Now, I know it must be a total head-melter to be the centre of your parent’s world since birth and then suddenly, to be told: “Taa daaa, here’s a brand new human being to share your home and your parents attention with.”

But the real challenge must be the realisation that it’s not for a few days, which in the life of a two-year-old must feel like forever anyway, but that it’s permanent.

I think having a baby around was a bit of a novelty to start with.

My daughter would invite strangers in the queue of the Post Office to meet her new baby brother. She’d ask people sat on tables near us in cafes if they wanted to kiss him. Luckily no-one ever took her up on her invitation, especially as she’s totally indiscriminate when it comes to who she approaches; in fact her policy seems to be the weirder the better.

She’d been excited about his arrival from about month three of pregnancy; the childminder had been told by her about the imminent arrival before we’d even gone public (we received a sensitively written e-mail tentatively congratulating us).

But two months in, and I think she’s starting to get a tad bored.

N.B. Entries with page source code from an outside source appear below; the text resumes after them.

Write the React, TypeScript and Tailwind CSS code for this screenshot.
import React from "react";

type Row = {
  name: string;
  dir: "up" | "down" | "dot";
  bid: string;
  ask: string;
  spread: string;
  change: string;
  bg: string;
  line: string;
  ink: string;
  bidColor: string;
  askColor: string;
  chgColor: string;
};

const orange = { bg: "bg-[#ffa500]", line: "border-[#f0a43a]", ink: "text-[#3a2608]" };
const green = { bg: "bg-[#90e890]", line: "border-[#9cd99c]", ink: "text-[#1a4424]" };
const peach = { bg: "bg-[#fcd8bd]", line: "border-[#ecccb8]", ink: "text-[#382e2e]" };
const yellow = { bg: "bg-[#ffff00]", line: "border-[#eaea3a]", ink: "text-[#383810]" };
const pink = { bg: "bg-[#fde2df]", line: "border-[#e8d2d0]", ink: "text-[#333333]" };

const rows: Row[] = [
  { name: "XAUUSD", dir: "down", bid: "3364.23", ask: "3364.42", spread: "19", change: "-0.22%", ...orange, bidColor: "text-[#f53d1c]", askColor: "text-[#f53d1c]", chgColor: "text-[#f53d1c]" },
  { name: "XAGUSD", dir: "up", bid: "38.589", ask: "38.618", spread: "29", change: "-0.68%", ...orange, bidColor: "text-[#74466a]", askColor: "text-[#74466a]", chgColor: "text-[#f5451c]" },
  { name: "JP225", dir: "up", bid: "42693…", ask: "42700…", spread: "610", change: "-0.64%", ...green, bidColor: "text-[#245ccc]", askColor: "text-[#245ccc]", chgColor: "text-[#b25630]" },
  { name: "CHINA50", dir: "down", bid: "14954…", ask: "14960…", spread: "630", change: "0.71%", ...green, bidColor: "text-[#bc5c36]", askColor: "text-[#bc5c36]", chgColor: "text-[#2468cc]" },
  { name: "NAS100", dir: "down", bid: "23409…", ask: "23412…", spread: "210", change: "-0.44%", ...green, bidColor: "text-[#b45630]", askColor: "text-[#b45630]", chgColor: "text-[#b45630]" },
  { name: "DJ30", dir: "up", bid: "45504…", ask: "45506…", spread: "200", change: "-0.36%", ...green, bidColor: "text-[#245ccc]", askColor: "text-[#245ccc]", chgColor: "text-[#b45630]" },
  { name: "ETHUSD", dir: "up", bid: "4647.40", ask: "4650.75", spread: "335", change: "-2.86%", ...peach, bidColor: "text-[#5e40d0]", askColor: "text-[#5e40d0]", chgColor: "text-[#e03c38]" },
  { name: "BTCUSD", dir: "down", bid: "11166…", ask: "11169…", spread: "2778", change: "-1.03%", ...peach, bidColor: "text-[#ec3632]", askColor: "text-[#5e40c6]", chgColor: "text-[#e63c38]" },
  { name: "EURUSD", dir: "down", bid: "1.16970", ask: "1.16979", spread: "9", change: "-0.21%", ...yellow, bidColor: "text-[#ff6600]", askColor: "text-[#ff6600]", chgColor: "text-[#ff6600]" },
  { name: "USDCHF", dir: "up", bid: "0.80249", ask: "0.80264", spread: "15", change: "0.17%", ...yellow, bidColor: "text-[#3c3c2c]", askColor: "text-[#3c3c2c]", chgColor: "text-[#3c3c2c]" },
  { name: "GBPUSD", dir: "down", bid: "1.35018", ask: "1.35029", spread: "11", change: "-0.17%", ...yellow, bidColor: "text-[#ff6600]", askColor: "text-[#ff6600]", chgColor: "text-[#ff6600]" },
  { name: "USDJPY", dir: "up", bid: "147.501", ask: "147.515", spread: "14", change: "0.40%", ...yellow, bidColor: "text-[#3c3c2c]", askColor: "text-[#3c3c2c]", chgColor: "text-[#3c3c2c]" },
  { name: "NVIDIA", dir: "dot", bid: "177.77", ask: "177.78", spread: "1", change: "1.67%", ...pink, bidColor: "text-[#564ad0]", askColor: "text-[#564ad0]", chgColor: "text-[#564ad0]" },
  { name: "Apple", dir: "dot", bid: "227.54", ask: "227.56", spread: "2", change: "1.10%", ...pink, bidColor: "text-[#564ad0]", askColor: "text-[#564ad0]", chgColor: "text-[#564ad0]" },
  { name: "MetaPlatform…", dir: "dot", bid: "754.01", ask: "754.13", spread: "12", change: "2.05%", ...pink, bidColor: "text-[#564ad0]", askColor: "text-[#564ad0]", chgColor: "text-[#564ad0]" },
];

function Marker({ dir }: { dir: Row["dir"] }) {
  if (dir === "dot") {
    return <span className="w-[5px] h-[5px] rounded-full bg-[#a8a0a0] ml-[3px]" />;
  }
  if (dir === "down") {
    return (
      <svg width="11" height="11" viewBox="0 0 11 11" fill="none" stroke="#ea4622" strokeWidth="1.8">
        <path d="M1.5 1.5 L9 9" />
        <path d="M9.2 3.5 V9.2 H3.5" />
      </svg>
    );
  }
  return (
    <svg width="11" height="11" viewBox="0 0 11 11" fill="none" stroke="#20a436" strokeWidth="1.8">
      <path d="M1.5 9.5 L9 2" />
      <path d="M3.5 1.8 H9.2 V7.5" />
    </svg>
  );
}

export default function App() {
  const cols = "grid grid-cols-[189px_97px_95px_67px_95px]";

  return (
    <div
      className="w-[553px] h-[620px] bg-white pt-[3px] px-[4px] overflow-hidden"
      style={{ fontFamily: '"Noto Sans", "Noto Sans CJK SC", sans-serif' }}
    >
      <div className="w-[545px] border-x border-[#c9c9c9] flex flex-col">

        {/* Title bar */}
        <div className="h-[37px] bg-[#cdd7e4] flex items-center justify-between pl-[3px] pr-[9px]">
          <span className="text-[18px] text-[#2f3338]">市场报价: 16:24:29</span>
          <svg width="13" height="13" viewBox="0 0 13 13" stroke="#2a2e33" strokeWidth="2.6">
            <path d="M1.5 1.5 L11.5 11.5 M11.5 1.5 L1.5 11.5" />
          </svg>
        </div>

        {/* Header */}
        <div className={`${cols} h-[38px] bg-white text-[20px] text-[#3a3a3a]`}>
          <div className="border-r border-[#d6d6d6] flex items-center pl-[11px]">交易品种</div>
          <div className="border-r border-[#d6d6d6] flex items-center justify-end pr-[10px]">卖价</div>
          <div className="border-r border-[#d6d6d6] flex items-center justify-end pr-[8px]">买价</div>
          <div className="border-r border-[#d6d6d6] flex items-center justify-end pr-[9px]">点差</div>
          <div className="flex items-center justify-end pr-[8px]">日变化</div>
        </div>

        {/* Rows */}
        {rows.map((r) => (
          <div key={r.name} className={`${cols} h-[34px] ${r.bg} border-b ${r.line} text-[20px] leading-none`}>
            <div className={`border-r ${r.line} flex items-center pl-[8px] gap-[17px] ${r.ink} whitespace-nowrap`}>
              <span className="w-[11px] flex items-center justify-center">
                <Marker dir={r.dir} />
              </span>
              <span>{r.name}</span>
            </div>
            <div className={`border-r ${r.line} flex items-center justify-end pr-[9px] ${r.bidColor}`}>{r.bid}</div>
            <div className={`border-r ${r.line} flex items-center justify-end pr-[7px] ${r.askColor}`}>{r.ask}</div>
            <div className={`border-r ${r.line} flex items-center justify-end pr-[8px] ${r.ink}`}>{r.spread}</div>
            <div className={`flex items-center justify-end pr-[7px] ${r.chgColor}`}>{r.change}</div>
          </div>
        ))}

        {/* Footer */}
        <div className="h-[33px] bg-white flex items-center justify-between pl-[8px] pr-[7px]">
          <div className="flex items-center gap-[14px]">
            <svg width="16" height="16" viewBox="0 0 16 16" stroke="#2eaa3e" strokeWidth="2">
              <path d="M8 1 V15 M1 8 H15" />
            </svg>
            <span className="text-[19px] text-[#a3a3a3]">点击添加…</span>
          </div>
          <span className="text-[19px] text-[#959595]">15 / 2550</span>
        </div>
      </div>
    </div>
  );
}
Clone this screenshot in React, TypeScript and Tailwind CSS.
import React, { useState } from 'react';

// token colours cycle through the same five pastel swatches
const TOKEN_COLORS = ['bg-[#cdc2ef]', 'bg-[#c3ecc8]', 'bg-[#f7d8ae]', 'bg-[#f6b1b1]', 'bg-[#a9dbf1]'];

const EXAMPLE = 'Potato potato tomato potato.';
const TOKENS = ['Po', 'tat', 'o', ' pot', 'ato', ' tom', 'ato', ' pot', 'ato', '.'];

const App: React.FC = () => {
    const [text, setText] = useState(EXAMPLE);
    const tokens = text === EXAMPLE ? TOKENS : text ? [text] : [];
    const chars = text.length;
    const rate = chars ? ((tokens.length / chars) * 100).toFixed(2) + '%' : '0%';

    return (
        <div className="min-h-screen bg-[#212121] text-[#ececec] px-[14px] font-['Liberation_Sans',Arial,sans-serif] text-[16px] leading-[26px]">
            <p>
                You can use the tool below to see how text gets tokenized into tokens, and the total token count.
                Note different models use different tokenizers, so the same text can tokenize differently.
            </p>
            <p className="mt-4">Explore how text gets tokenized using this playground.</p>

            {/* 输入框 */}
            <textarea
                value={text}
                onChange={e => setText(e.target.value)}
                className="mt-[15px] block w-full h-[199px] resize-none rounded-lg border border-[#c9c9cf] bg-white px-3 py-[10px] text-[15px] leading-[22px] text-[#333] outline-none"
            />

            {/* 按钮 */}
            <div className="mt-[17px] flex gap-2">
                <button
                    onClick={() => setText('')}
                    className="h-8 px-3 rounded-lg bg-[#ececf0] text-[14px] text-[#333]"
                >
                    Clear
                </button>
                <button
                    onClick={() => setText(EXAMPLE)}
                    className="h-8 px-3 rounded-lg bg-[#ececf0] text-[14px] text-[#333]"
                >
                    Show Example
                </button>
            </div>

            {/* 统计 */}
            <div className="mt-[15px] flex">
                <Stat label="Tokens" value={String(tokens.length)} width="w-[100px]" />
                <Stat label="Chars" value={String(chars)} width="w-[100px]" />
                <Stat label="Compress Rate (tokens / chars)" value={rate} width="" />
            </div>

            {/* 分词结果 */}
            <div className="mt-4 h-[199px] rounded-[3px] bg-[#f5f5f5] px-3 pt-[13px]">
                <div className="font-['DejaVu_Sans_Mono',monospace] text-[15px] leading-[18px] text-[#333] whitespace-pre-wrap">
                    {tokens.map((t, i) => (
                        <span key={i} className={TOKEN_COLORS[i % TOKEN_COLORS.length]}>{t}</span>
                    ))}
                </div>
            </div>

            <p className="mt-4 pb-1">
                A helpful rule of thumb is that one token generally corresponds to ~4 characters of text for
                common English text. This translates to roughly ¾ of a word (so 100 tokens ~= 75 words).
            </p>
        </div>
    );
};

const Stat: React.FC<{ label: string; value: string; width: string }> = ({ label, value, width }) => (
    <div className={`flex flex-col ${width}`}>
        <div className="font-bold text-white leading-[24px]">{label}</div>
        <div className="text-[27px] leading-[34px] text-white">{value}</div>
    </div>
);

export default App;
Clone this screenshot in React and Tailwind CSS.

Or maybe not bored, but wanting things to hurry up a little bit. She’s been promised a brother who will play with her and so far all he’s done is lie around, smile a bit, sleep and feed.

As we were about to leave the house the other day, she suggested that it would be better if he stayed at home on his own to look after her plastic Peppa Pig guys as ‘he’ll only sleep and won’t have fun’. And the affectionate hugs are now getting a bit more like WWF moves.  
My younger sister used to drive me absolutely mental when we were little but now I speak to her every day and can’t imagine my life without her - from having a buddy on the never-ending camping trips every school holiday to having someone who can understand the complexities of your family in a way that no-one else in the world ever can.

A friend told me that giving my daughter a sibling was the best gift you can ever give.

I’ll just have to remind her of that when she’s trying to sit on his head for the millionth time.